I am an electrician at a commercial electrical company. There is an in-house training program that posits the datum that when talking about the designations of color temperature for lights (for example an LED light with a 5000 Kelvin color temperature) that the designation means that the light is that temperature, thermodynamically....but that would mean that the light is 8540.33 degrees Fahrenheit. Yet LED lights are not only known for running much cooler than incandescent, but I mean, the idea that the light has over 8,000 degrees of heat seems illogical. My position on it is that when using K when talking about color temperature is that we are strictly talking about color, exclusive of heat or lack thereof. I am not sure and need help sorting this out.
Your intuition is correct. For a normal filament type bulb we run current through a narrow wire and the current heats it up due to ohmic resistance and it achieves something like thermal equilibrium - and the physical temperature and the color temperature are the same. This means that there is a lot of infra-red which is perceived as being hot. This is a real waste of power unless you are using the bulb in an "easy bake oven".

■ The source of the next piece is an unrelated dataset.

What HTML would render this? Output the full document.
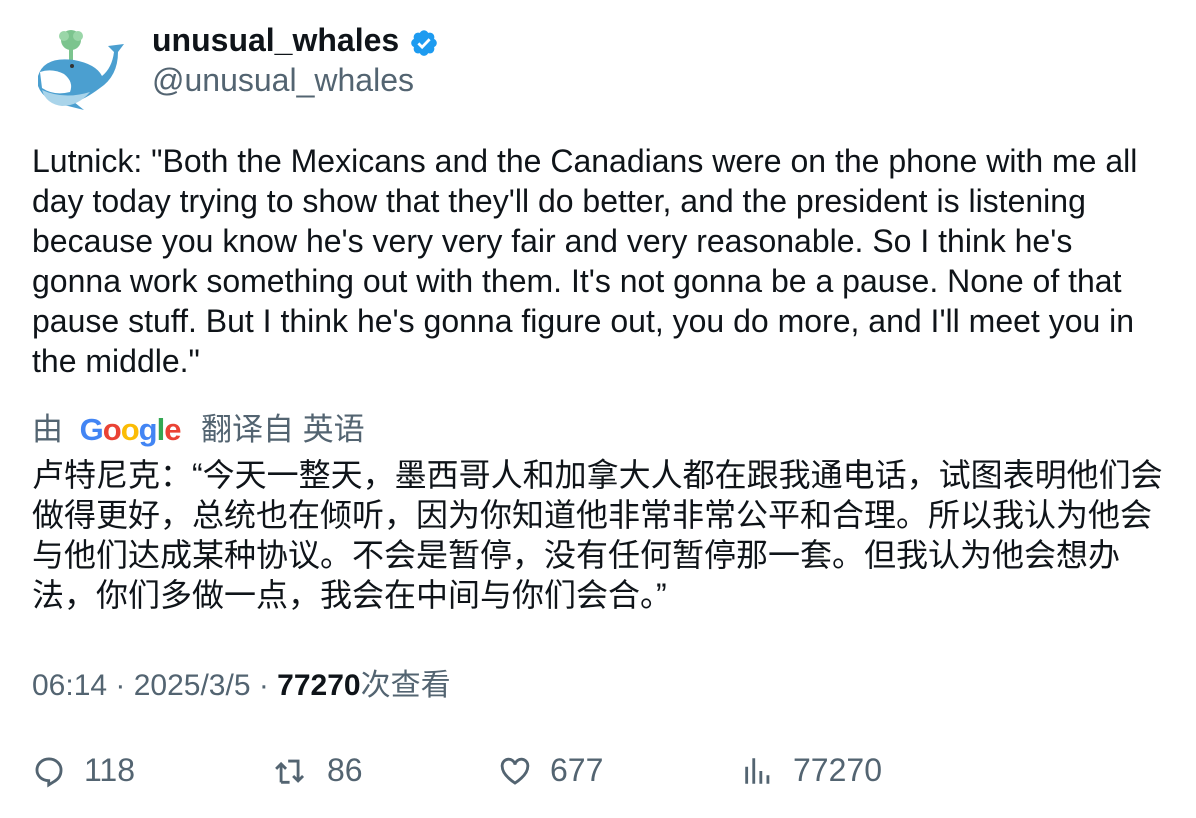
<!DOCTYPE html>
<html><head><meta charset="utf-8"><style>
body{margin:0;background:#fff;width:1196px;height:818px;overflow:hidden;font-family:"Liberation Sans","Noto Sans CJK SC",sans-serif;color:#0f1419}
.abs{position:absolute;white-space:nowrap}
.g{color:#536471}
.body{position:absolute;left:32px;top:141px;width:1112px;font-size:32px;line-height:40px}
.zh{position:absolute;left:32px;top:455px;width:1140px;font-size:32px;line-height:40px}
.st{position:absolute;top:752px;font-size:32px;color:#536471;display:flex;align-items:center;gap:18px}
</style></head><body>
<svg class="abs" style="left:34px;top:26px" width="92" height="84" viewBox="0 0 92 84">
<circle cx="37" cy="14" r="10" fill="#7cc48e"/><circle cx="30" cy="10" r="5" fill="#9ad6a8"/><circle cx="44" cy="10" r="5" fill="#9ad6a8"/>
<rect x="35" y="20" width="4" height="14" fill="#7cc48e"/>
<path d="M4 50 Q10 30 40 34 Q62 38 68 50 Q78 42 80 26 L74 20 L90 18 L84 26 Q84 50 66 62 Q50 74 40 76 L50 84 L34 80 Q10 76 4 60 Z" fill="#4b9fd0"/>
<path d="M6 46 Q18 42 30 48 Q40 56 36 66 Q20 70 8 62 Z" fill="#fff"/>
<path d="M8 64 Q30 74 56 66 Q44 80 28 80 Q12 78 8 64Z" fill="#a9d4ea"/>
<circle cx="38" cy="40" r="2" fill="#333"/>
</svg>
<div class="abs" style="left:152px;top:22px;font-size:32px;font-weight:bold">unusual_whales</div>
<svg class="abs" style="left:409px;top:28px" width="30" height="30" viewBox="0 0 24 24"><path fill="#1d9bf0" d="M22.25 12c0-1.430-.88-2.670-2.190-3.340.46-1.390.2-2.900-.81-3.910s-2.520-1.270-3.910-.81c-.66-1.310-1.910-2.190-3.340-2.190s-2.670.88-3.330 2.190c-1.400-.46-2.910-.2-3.920.81s-1.260 2.520-.8 3.910c-1.310.67-2.200 1.910-2.200 3.340s.89 2.670 2.200 3.340c-.46 1.390-.21 2.900.8 3.910s2.520 1.260 3.910.81c.67 1.310 1.910 2.190 3.340 2.190s2.680-.88 3.340-2.190c1.390.45 2.900.2 3.910-.81s1.270-2.520.81-3.910c1.310-.67 2.190-1.910 2.190-3.340z"/><path d="M7.5 12.3l3 3 6-6.3" stroke="#fff" stroke-width="2.2" fill="none"/></svg>
<div class="abs g" style="left:152px;top:62px;font-size:32px">@unusual_whales</div>
<div class="body">Lutnick: "Both the Mexicans and the Canadians were on the phone with me all day today trying to show that they'll do better, and the president is listening because you know he's very very fair and very reasonable. So I think he's gonna work something out with them. It's not gonna be a pause. None of that pause stuff. But I think he's gonna figure out, you do more, and I'll meet you in the middle."</div>
<div class="abs g" style="left:32px;top:404px;font-size:31px">由 <span style="font-weight:bold;font-size:31px;letter-spacing:-1px;margin:0 12px 0 8px"><span style="color:#4285f4">G</span><span style="color:#ea4335">o</span><span style="color:#fbbc05">o</span><span style="color:#4285f4">g</span><span style="color:#34a853">l</span><span style="color:#ea4335">e</span></span> 翻译自 英语</div>
<div class="zh">卢特尼克：“今天一整天，墨西哥人和加拿大人都在跟我通电话，试图表明他们会做得更好，总统也在倾听，因为你知道他非常非常公平和合理。所以我认为他会与他们达成某种协议。不会是暂停，没有任何暂停那一套。但我认为他会想办法，你们多做一点，我会在中间与你们会合。”</div>
<div class="abs g" style="left:32px;top:660px;font-size:30px">06:14 · 2025/3/5 · <b style="color:#0f1419">77270</b>次查看</div>
<div class="st" style="left:32px"><svg width="34" height="34" viewBox="0 0 24 24" fill="none" stroke="#536471" stroke-width="2"><path d="M12 3.5c-4.7 0-8.5 3.4-8.5 7.8 0 4.2 3.6 7.5 8.3 7.5v3l4-2.5c2.6-1.5 4.7-4.2 4.7-8 0-4.4-3.800-7.800-8.500-7.800z"/></svg>118</div>
<div class="st" style="left:273px"><svg width="36" height="34" viewBox="0 0 24 24" fill="none" stroke="#536471" stroke-width="2"><path d="M5 20V7M1.5 10.5L5 7l3.5 3.5M10 5h7v14M13.5 15.5L17 19l3.5-3.5M5 20h6"/></svg>86</div>
<div class="st" style="left:498px"><svg width="34" height="34" viewBox="0 0 24 24" fill="none" stroke="#536471" stroke-width="2"><path d="M12 20.5S3 15 3 9a4.5 4.5 0 0 1 9-1.5A4.5 4.5 0 0 1 21 9c0 6-9 11.5-9 11.5z"/></svg>677</div>
<div class="st" style="left:741px"><svg width="34" height="34" viewBox="0 0 24 24" stroke="#536471" stroke-width="2"><path d="M4 21V9M9 21V3M14 21V12M19 21V15"/></svg>77270</div>
</body></html>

With the LED bulbs the LED's emit only a few wavelenghts of light and are definitely not in thermal equilibrium. Semiconductor junctions are used to emit just certain visible frequencies. Then, usually, the LED's are surrounded by phosphorescent material that absorbs the LED light and "smooths it out" by re-emitting over a range of visible frequencies. When assigning a "color" to these LED bulbs the visible section of a thermal radiation curve (a.k.a. black body radiation) is compared to the light of the LED and a color temperature is assigned. However, this assignment is partially art and partially science (and largely regulation) since the LED's are not thermal emitters.